Excerpted records:
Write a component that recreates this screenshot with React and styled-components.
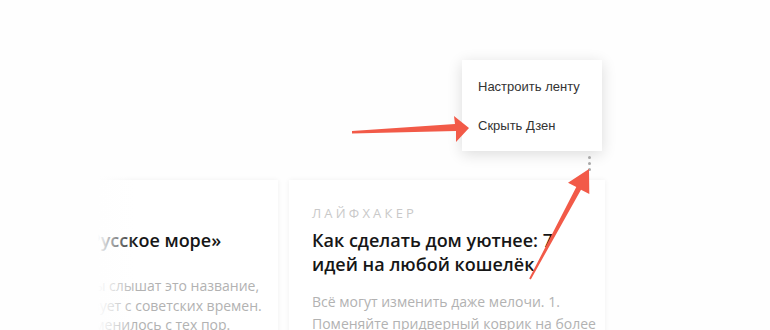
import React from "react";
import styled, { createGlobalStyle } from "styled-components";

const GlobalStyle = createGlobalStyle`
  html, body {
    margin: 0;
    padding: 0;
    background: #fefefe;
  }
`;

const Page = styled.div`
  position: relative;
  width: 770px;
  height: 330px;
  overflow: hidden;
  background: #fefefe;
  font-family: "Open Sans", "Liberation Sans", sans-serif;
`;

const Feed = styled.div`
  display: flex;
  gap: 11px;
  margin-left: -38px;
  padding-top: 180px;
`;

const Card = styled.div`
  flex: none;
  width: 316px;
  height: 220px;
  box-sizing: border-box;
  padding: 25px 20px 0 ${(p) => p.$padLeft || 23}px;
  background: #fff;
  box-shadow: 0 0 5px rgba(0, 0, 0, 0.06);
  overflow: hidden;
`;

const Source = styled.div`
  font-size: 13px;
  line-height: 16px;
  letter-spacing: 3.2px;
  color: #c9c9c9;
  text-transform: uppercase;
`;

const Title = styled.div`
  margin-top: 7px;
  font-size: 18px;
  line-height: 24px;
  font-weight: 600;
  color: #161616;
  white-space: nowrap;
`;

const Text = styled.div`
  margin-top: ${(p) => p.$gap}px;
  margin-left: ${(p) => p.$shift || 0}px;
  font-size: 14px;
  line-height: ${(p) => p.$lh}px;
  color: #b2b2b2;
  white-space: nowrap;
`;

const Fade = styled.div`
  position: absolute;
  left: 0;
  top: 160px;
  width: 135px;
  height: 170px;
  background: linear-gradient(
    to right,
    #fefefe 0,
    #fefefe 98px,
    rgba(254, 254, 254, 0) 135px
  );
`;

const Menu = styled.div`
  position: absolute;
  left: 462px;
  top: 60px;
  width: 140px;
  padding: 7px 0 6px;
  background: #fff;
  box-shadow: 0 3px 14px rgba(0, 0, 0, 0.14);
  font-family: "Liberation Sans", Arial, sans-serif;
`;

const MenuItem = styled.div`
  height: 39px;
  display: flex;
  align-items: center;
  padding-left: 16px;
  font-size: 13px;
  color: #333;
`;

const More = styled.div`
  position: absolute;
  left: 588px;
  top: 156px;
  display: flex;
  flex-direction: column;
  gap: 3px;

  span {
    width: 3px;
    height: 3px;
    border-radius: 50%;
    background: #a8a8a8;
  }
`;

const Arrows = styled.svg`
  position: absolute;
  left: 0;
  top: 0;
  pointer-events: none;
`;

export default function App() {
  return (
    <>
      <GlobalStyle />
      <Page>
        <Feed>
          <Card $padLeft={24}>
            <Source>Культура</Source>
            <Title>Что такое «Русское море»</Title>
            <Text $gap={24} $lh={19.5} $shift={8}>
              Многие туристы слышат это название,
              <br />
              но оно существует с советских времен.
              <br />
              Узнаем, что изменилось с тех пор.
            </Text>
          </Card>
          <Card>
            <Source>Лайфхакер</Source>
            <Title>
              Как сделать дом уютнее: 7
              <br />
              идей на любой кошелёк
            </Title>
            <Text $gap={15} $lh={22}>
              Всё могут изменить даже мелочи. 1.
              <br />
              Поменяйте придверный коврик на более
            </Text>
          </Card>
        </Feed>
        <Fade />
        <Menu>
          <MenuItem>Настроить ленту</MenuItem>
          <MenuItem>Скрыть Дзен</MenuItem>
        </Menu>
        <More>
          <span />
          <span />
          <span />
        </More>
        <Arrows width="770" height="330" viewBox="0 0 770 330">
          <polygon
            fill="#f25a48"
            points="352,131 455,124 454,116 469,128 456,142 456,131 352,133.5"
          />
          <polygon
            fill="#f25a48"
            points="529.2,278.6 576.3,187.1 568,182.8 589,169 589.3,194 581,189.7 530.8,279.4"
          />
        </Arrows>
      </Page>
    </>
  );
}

--

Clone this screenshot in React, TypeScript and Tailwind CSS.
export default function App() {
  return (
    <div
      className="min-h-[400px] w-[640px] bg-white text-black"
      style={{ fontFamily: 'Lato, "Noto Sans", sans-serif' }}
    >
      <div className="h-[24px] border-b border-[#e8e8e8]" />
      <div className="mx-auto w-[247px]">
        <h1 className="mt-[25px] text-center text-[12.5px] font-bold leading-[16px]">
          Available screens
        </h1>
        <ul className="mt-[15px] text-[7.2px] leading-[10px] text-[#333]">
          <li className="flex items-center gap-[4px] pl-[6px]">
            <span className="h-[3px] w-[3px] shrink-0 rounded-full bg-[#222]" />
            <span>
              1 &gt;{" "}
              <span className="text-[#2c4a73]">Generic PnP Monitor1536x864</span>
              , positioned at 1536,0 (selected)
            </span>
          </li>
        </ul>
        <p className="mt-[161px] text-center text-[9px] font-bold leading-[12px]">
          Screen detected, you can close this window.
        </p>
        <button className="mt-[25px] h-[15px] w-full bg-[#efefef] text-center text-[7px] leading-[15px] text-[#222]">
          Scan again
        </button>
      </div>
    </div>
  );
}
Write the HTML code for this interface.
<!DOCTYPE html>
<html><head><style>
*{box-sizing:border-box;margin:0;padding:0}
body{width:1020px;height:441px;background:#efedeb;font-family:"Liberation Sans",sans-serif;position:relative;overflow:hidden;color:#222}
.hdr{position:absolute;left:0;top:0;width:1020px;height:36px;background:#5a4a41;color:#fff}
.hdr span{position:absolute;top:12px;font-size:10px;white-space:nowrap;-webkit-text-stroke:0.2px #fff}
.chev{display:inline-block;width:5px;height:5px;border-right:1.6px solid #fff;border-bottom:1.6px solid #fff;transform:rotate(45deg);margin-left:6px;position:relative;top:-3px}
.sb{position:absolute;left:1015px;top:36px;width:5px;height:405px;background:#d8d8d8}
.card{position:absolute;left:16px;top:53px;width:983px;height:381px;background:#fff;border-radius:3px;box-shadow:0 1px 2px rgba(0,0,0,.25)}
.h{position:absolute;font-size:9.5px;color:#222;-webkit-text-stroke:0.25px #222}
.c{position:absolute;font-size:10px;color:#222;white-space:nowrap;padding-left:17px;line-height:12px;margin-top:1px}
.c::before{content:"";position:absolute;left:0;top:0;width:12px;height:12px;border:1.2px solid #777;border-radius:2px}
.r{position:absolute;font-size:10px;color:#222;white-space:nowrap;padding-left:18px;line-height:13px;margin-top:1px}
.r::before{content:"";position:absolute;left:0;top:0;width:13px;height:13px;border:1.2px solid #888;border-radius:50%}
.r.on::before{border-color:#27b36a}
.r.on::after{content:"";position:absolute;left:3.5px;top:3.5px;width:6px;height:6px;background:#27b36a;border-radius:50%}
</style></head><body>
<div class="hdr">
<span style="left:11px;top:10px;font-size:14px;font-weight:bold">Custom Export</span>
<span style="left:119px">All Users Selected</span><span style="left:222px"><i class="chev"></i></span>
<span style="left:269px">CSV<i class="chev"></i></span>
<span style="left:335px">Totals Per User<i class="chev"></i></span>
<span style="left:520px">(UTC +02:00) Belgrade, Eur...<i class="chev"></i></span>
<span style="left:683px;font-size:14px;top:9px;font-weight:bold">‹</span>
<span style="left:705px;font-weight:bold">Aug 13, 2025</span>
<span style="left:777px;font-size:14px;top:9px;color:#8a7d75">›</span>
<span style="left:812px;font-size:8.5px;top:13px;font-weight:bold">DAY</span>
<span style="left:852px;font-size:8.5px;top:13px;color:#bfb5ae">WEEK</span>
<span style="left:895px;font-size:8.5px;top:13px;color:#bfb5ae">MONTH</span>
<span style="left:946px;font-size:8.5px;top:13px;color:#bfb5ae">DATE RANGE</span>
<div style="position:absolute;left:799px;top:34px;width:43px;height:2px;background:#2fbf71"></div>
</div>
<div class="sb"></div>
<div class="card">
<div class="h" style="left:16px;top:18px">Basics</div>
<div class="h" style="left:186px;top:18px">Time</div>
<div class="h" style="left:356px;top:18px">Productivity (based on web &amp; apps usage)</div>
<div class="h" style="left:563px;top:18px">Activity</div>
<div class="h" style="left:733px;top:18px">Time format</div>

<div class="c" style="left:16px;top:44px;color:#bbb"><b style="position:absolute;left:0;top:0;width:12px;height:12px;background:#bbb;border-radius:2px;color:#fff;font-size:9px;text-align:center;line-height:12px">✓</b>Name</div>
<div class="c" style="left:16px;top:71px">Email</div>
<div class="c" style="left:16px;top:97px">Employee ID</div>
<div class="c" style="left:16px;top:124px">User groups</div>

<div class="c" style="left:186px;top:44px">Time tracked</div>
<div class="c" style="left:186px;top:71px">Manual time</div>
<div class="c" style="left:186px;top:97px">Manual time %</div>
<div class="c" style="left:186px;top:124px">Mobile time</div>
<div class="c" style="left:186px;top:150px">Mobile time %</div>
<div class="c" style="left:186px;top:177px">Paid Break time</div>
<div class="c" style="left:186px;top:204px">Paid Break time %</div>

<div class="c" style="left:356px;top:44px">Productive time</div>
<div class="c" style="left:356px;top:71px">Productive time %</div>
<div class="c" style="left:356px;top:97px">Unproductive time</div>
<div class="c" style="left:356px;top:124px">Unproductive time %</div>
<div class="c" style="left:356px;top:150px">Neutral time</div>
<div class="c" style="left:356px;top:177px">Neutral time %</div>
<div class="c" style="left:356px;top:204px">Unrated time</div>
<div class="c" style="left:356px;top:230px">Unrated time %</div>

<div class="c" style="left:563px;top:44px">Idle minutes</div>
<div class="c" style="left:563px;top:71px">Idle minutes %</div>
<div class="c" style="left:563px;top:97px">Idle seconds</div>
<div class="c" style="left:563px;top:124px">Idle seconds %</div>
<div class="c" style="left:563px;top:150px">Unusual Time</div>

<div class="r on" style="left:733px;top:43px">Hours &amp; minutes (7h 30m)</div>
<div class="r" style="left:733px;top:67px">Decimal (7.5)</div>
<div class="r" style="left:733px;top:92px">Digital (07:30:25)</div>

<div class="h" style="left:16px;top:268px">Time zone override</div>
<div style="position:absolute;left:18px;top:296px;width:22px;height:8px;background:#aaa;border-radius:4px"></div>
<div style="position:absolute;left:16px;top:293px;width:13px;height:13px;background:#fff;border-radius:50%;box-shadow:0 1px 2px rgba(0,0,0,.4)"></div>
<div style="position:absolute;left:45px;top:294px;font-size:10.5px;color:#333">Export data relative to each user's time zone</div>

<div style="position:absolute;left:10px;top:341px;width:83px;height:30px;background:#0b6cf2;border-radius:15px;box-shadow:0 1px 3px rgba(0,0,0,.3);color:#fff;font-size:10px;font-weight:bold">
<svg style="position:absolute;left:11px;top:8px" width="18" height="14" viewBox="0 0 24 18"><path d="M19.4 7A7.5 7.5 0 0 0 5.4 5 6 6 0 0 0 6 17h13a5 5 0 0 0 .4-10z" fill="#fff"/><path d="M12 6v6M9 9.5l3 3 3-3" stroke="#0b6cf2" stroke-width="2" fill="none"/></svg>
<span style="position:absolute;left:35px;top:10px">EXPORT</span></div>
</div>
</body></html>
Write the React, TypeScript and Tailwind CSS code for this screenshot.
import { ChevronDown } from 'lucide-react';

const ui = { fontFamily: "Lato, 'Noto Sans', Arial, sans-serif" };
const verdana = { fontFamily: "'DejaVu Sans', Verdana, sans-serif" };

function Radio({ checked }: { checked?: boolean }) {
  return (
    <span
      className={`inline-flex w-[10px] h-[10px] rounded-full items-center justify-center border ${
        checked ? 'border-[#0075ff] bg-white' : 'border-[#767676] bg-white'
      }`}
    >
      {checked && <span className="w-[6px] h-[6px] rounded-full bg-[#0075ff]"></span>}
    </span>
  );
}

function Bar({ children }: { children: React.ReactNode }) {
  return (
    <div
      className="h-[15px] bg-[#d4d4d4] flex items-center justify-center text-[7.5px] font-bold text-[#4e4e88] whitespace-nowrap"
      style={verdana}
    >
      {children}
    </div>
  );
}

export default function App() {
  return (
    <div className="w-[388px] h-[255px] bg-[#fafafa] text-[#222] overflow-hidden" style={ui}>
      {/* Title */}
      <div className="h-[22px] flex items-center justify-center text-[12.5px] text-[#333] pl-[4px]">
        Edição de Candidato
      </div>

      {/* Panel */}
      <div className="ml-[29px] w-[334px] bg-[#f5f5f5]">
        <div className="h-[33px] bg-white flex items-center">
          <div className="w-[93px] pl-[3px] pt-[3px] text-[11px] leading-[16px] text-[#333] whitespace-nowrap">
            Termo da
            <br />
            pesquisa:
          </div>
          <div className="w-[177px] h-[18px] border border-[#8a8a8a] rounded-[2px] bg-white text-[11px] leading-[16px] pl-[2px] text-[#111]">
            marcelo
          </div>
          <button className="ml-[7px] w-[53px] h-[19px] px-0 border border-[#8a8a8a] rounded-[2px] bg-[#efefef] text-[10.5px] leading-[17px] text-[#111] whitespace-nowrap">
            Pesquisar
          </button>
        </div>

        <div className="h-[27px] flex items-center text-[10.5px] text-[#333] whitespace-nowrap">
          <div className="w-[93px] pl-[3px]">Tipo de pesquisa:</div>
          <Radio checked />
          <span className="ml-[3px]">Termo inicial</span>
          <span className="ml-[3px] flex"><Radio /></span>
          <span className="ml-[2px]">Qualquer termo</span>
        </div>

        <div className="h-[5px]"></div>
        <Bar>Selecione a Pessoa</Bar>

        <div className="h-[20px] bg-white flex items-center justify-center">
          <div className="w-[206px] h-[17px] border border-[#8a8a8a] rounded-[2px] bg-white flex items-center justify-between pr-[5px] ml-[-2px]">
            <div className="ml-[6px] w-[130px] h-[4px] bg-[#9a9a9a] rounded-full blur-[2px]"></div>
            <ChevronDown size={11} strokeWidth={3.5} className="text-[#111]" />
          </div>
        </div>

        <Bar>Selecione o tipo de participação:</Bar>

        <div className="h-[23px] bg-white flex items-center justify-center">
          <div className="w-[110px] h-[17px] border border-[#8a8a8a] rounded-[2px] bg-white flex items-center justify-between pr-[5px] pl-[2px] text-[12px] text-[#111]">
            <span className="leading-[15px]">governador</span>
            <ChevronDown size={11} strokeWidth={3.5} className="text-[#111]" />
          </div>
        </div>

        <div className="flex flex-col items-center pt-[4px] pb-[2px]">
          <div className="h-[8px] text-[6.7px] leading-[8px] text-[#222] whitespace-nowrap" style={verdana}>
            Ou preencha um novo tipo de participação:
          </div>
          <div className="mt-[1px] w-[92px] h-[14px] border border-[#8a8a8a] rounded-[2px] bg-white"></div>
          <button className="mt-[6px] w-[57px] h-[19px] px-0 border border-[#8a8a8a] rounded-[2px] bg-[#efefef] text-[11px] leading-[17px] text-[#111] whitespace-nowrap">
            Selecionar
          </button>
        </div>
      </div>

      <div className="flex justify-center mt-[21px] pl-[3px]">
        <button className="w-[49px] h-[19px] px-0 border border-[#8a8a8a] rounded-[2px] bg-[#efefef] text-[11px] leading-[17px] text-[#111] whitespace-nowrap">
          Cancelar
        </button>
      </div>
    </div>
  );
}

--

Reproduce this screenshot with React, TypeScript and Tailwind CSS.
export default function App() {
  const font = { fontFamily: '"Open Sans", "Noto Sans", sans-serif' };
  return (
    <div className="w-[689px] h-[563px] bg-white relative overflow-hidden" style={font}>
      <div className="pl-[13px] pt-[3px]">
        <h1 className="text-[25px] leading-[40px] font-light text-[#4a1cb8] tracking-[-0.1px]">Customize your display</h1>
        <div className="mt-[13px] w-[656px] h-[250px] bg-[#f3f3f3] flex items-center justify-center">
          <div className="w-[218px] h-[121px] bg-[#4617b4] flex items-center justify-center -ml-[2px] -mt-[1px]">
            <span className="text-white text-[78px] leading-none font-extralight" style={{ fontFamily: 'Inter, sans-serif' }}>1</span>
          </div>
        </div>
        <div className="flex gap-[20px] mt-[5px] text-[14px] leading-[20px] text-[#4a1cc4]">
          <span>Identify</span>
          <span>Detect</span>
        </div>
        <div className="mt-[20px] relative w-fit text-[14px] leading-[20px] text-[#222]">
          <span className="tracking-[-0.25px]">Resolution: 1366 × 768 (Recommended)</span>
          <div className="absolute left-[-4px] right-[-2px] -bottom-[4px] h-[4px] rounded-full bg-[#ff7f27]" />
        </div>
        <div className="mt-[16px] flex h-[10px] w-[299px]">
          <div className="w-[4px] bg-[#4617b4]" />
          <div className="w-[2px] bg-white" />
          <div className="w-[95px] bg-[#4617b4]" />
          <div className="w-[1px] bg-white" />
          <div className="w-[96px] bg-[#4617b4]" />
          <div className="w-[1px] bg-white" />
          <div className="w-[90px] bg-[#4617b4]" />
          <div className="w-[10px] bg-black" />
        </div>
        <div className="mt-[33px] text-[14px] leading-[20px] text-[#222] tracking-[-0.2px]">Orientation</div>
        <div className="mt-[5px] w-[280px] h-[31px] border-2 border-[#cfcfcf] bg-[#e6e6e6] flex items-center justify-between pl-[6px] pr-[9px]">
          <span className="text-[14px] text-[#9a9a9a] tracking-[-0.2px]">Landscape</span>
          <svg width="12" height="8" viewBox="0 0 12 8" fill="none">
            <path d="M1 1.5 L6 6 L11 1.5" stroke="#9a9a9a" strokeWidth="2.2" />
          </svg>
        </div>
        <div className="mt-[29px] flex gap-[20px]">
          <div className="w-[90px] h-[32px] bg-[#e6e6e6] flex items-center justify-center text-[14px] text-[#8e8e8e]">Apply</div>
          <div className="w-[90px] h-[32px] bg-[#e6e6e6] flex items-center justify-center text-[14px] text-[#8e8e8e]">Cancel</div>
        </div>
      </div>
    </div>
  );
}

Task:
Copy out the lines that hold "Tailwind".

Result of this task:
Clone this screenshot in React, TypeScript and Tailwind CSS.
Write the React, TypeScript and Tailwind CSS code for this screenshot.
Reproduce this screenshot with React, TypeScript and Tailwind CSS.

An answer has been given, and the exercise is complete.